Since then, the $25 billion settlement has done very little to lessen fears about what goes on in the servicing marketplace. And much like the OCC’s settlement and then re-settlement, it is still heavily criticized. 

Housing advocacy groups — including Americans for Financial Reform and the Consumer Federation of America — recently sent a letter to U.S. District Judge Rosemary Collyer with the United States District Court for the District of Columbia asking for help in obtaining data from the National Mortgage Settlement Monitor Joseph Smith, who oversees the massive settlement deal. 

The groups want access to Smith’s loan-level servicer data to ensure compliance with standards while offering additional oversight.

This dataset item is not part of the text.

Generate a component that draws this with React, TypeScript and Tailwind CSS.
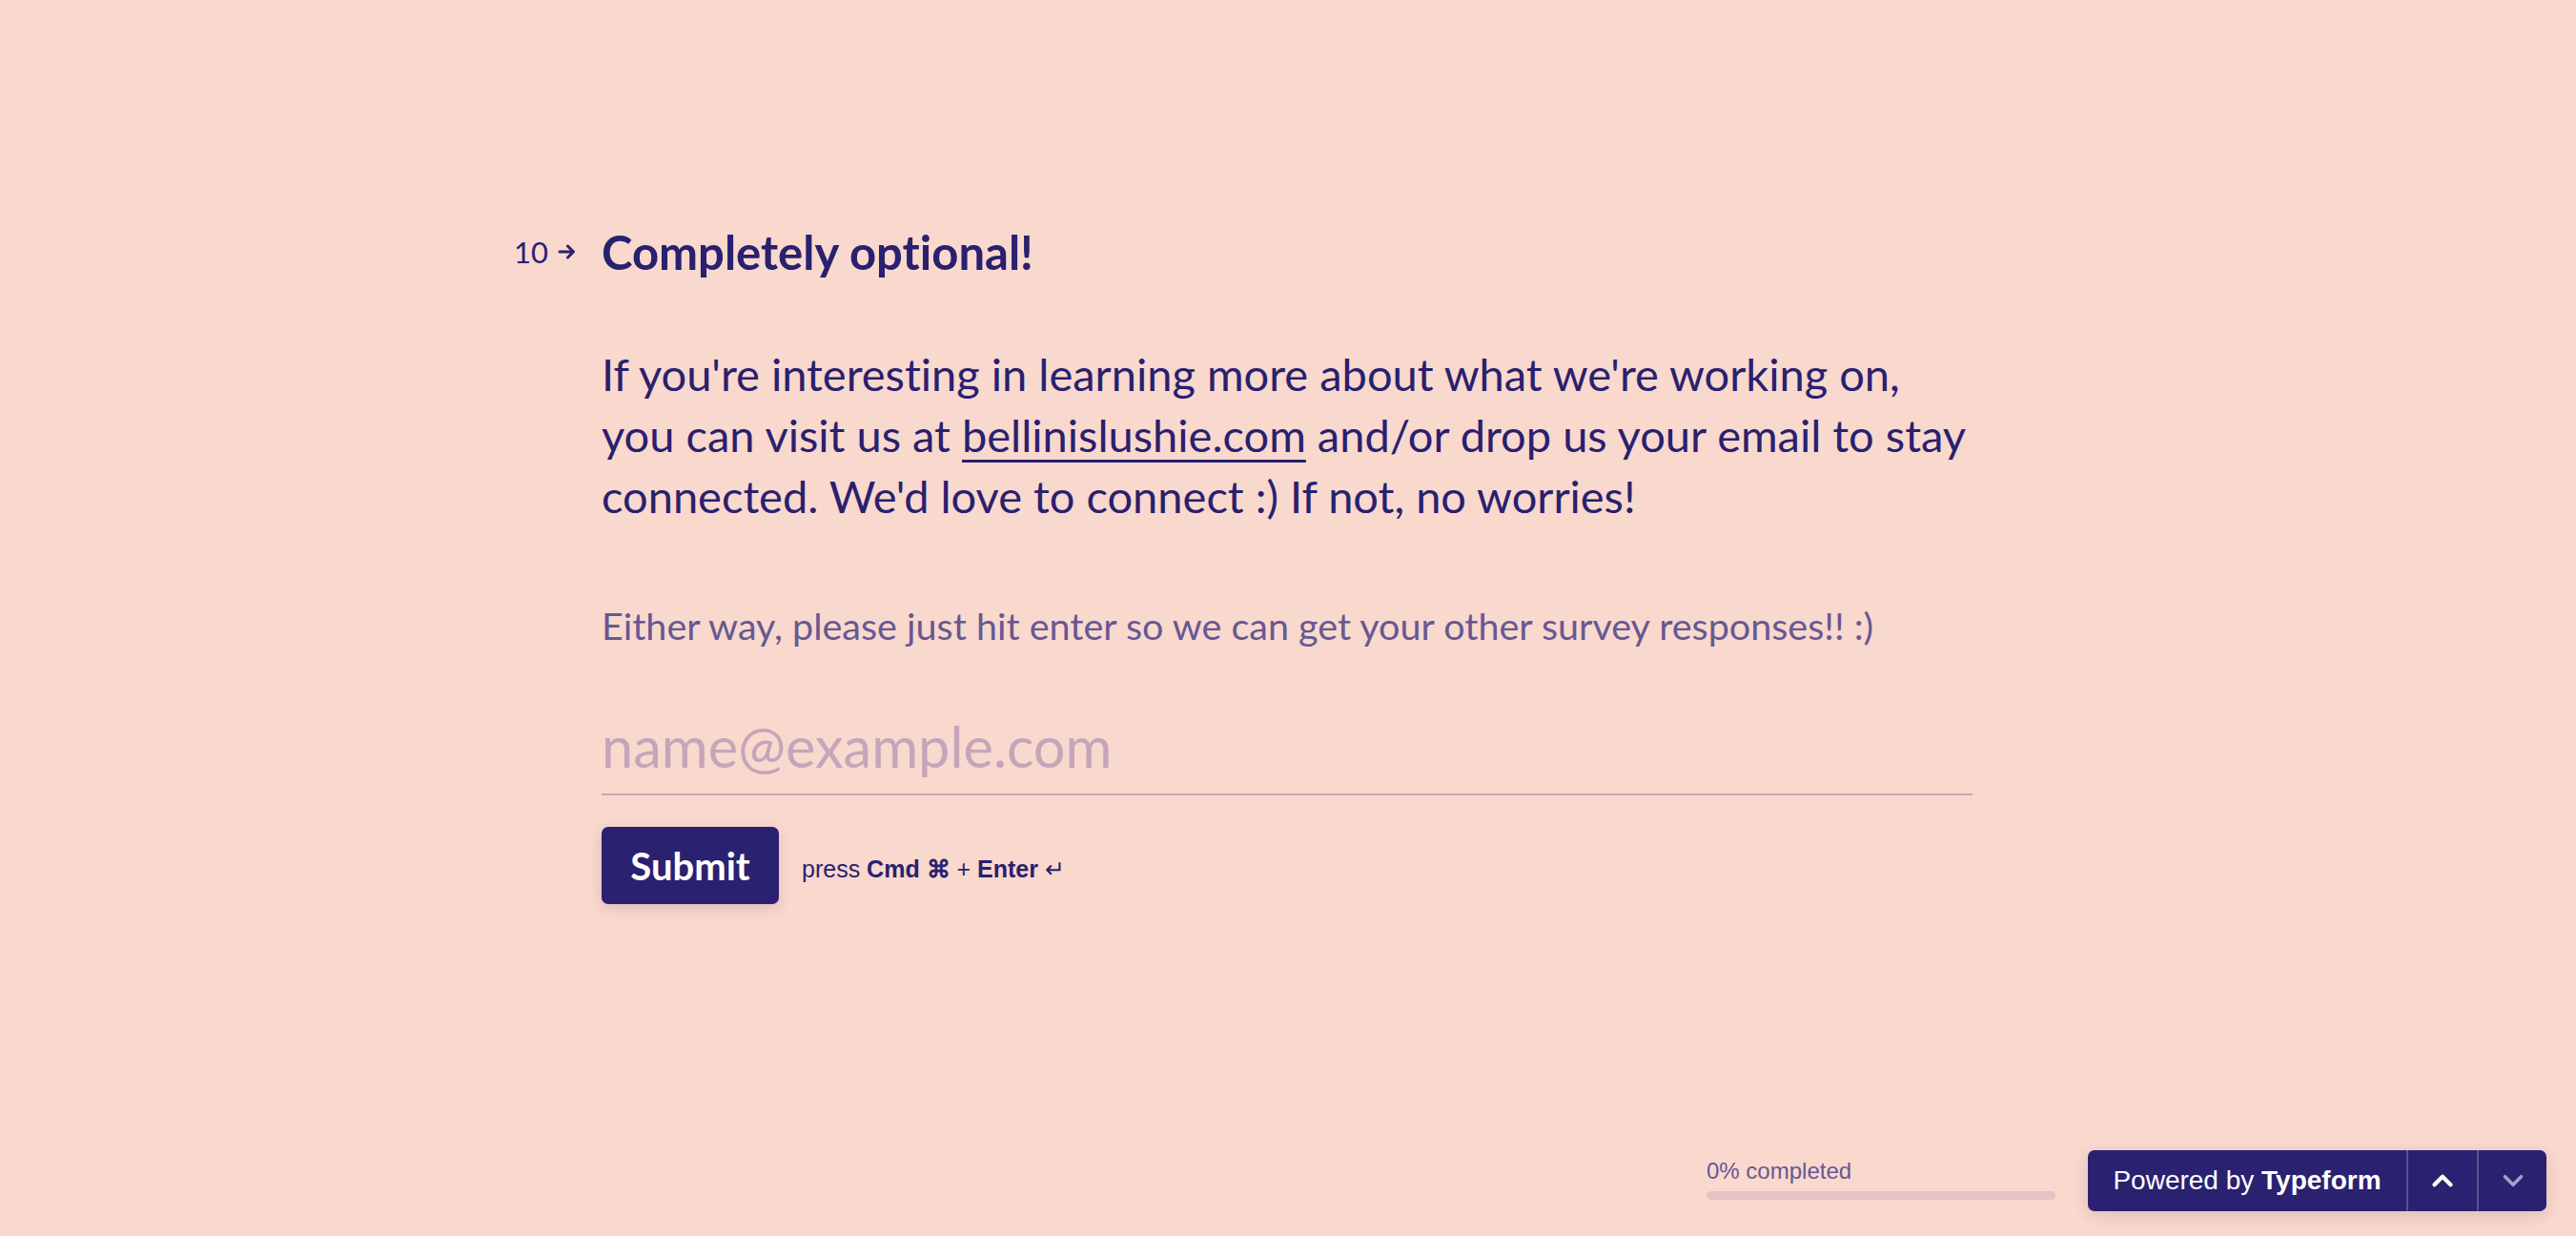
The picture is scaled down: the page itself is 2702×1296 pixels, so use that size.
import { ChevronUp, ChevronDown } from "lucide-react";

const lato = "font-['Lato',sans-serif] [font-variant-ligatures:none]";
const sans = "font-['Liberation_Sans',Arial,sans-serif]";

function ArrowIcon() {
  return (
    <svg width="20" height="18" viewBox="0 0 20 18" fill="none" className="text-[#29206f]">
      <path d="M2 9h14" stroke="currentColor" strokeWidth="3" strokeLinecap="round" />
      <path d="M10.5 3l6 6-6 6" stroke="currentColor" strokeWidth="3" strokeLinecap="round" strokeLinejoin="round" />
    </svg>
  );
}

export default function App() {
  return (
    <div className={`h-screen w-full bg-[#f9d8ce] flex flex-col text-[#29206f] ${lato}`}>
      {/* Question */}
      <div className="flex pt-[232px] pl-[539px]">
        <div className="w-[92px] shrink-0 flex items-center h-[64px] gap-[10px]">
          <span className="text-[31px] leading-none">10</span>
          <ArrowIcon />
        </div>

        <div className="w-[1438px]">
          <div className="text-[47px] leading-[64px] -mr-[10px]">
            <p className="font-bold text-[49px]">Completely optional!</p>
            <div className="h-[64px]" />
            <p>
              If you're interesting in learning more about what we're working on, you can visit us at{" "}
              <a className="underline decoration-[3px] underline-offset-[8px]">bellinislushie.com</a> and/or drop us your
              email to stay connected. We'd love to connect :) If not, no worries!
            </p>
          </div>

          <p className="mt-[80px] text-[39.5px] leading-[48px] text-[#675892]">
            Either way, please just hit enter so we can get your other survey responses!! :)
          </p>

          {/* Email input */}
          <div className="mt-[66px] border-b-2 border-[#c6a6b8] pb-[14px]">
            <input
              placeholder="name@example.com"
              className="w-full bg-transparent outline-none text-[59.5px] leading-[72px] placeholder:text-[#c4a5b9]"
            />
          </div>

          <div className="mt-[33px] flex items-center gap-[24px]">
            <button className="w-[186px] h-[81px] rounded-[7px] bg-[#2b2171] text-white font-bold text-[40px] shadow-[0_4px_14px_rgba(80,30,60,0.15)]">
              Submit
            </button>
            <span className={`${sans} text-[25px] mt-[8px]`}>
              press <b>Cmd ⌘</b> + <b>Enter</b> ↵
            </span>
          </div>
        </div>
      </div>

      {/* Footer */}
      <div className="mt-auto flex justify-end items-end pr-[31px] pb-[26px] gap-[34px]">
        <div className={`${sans} mb-[12px]`}>
          <div className="text-[24px] leading-none text-[#675892]">0% completed</div>
          <div className="mt-[9px] w-[366px] h-[9px] rounded-full bg-[#e8c3c6]"></div>
        </div>
        <div className="flex h-[64px] rounded-[7px] bg-[#2b2171] shadow-[0_4px_16px_rgba(80,30,60,0.15)] overflow-hidden">
          <div className={`${sans} w-[334px] flex items-center justify-center text-white text-[28px]`}>
            Powered by&nbsp;<b>Typeform</b>
          </div>
          <div className="w-[74px] border-l-2 border-[#5b5290] flex items-center justify-center">
            <ChevronUp size={34} strokeWidth={3} className="text-white" />
          </div>
          <div className="w-[73px] border-l-2 border-[#5b5290] flex items-center justify-center">
            <ChevronDown size={34} strokeWidth={2.5} className="text-[#a59fc9]" />
          </div>
        </div>
      </div>
    </div>
  );
}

Their overarching concern is that even with the $25 billion settlement distributed and an oversight monitor in place, there is still a lack of clarity in the market.

“We are deeply worried that the goals of the settlement are not being met fairly, and we urge you to require full public disclosure of the distribution of principal reduction and other loan modification benefits under the settlement so that you, the signatory parties, and the public can evaluate the outcomes adequately,” the agencies wrote in a letter to the judge.

But as ineffective as the reviews may seem, the constant haranguing back and forth is stalling an inevitable recovery, Jarvis suggests. “The review process is really an agreement between the government, banks and servicing industries saying, ‘Yes, we didn’t do a very good job, and we are sorry and are going to pay a very big fine.’”

The only question involves whether these resolutions are in fact a settlement that moves all the market players forward by simply paying a big fine. Considering they are moving big banks out of the space and into originations, this may be a more natural fit for these kinds of lenders. Originations are not litigation remote, of course, and the large lenders may yet find their backs against the wall, possibly right as these servicing issues reach a final resolve. 

By that time, specialty servicers should have regained the capacity to help the “too-big-to-fails” out of the hole once more.